> JOB: Count how many lines of the data include "full". The answer is that number and nothing else.

> PROVIDED MATERIAL:
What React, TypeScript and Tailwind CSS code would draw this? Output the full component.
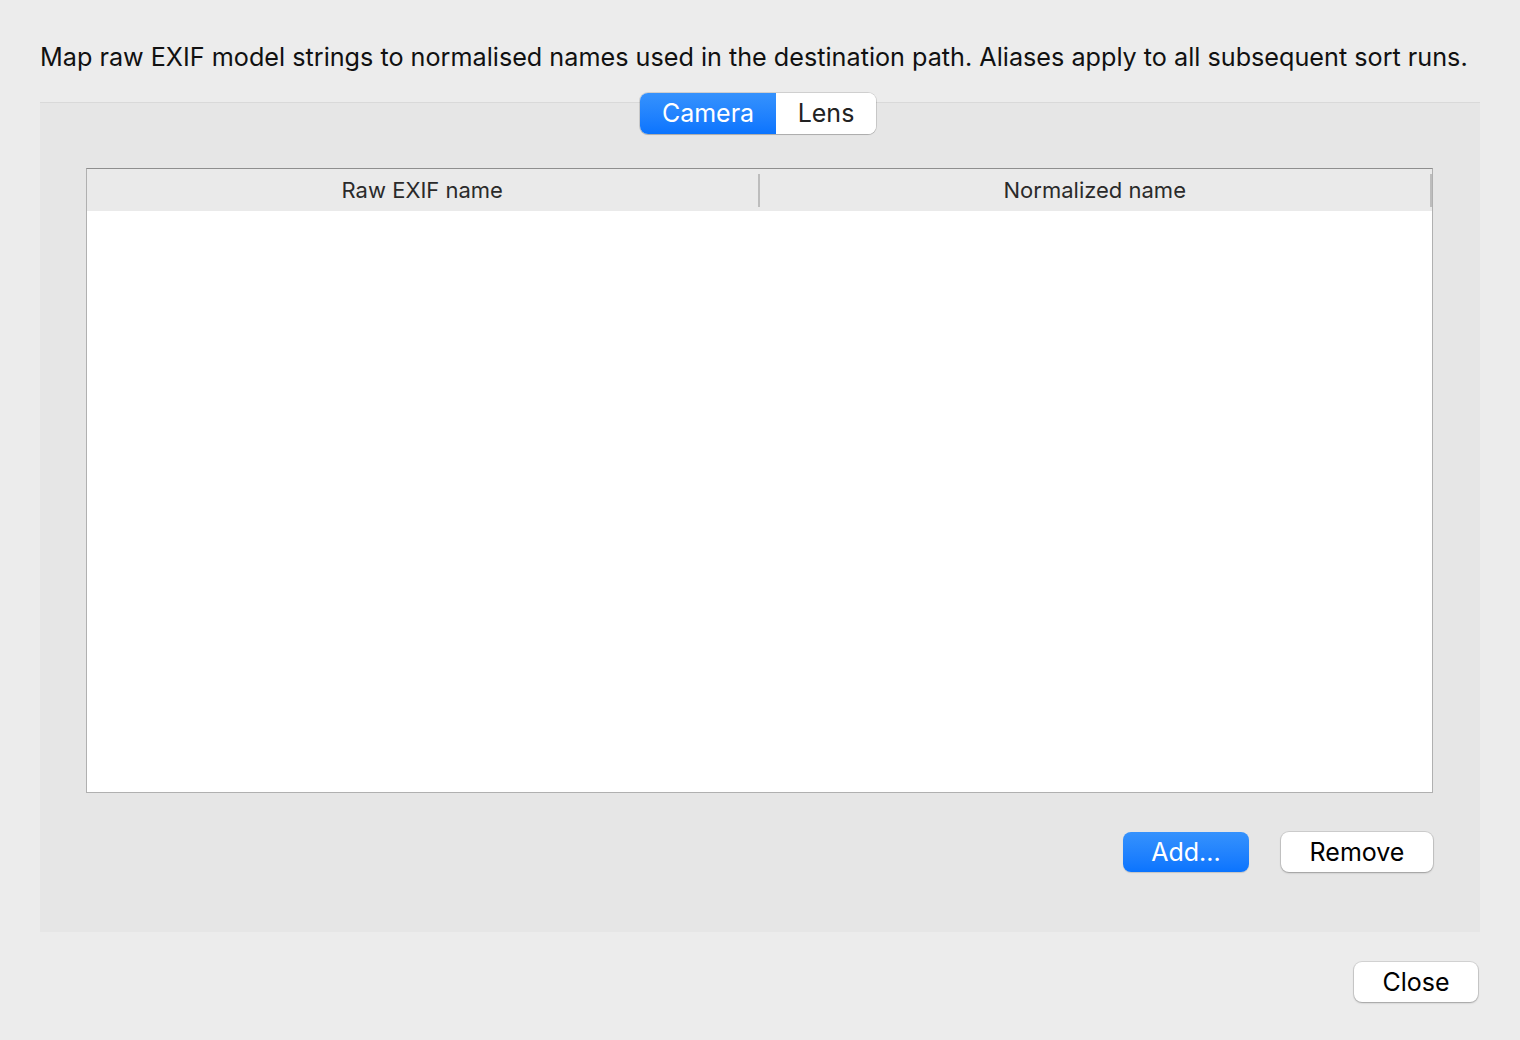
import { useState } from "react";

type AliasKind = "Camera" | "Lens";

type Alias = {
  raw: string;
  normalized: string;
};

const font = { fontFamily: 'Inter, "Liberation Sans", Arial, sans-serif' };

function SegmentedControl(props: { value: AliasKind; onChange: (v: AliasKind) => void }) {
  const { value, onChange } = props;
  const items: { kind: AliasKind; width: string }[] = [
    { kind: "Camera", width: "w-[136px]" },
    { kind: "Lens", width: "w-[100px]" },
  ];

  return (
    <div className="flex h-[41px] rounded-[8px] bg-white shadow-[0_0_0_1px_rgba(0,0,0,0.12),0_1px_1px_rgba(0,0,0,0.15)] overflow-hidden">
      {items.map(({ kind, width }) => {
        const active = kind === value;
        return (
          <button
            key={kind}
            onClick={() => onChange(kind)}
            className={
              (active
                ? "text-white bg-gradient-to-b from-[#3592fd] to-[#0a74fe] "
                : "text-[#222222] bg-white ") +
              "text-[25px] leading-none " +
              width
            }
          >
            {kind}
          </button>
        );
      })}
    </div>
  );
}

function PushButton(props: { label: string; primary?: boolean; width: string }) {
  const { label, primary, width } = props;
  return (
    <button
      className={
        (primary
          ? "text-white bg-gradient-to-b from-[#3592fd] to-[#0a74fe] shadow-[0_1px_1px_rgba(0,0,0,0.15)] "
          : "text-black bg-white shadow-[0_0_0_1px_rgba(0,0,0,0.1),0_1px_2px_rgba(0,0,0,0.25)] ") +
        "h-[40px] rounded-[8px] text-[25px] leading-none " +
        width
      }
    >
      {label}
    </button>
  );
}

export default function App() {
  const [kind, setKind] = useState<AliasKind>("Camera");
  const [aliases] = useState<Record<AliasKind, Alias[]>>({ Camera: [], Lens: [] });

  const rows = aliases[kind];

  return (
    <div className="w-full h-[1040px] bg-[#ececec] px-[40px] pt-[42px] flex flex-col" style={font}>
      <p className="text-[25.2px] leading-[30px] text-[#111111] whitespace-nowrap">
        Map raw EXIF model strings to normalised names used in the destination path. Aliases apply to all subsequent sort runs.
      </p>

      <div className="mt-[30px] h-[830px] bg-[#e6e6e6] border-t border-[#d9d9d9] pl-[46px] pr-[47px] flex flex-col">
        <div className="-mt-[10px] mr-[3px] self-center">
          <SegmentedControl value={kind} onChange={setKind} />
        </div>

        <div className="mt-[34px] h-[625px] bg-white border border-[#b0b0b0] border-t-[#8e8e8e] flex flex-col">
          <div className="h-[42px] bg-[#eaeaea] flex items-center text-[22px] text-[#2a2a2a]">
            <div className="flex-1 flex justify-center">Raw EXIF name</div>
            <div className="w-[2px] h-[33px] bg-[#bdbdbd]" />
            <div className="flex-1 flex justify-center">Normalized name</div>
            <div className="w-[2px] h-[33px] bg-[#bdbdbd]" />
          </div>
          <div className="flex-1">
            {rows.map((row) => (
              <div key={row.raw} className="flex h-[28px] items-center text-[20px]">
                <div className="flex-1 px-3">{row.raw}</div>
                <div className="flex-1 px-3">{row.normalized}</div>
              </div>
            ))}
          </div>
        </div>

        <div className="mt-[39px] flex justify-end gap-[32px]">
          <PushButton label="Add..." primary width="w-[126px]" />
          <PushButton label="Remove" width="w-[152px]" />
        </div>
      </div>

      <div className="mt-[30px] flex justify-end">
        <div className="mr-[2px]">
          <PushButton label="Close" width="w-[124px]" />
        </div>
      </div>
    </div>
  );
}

> RESULT BELOW: 2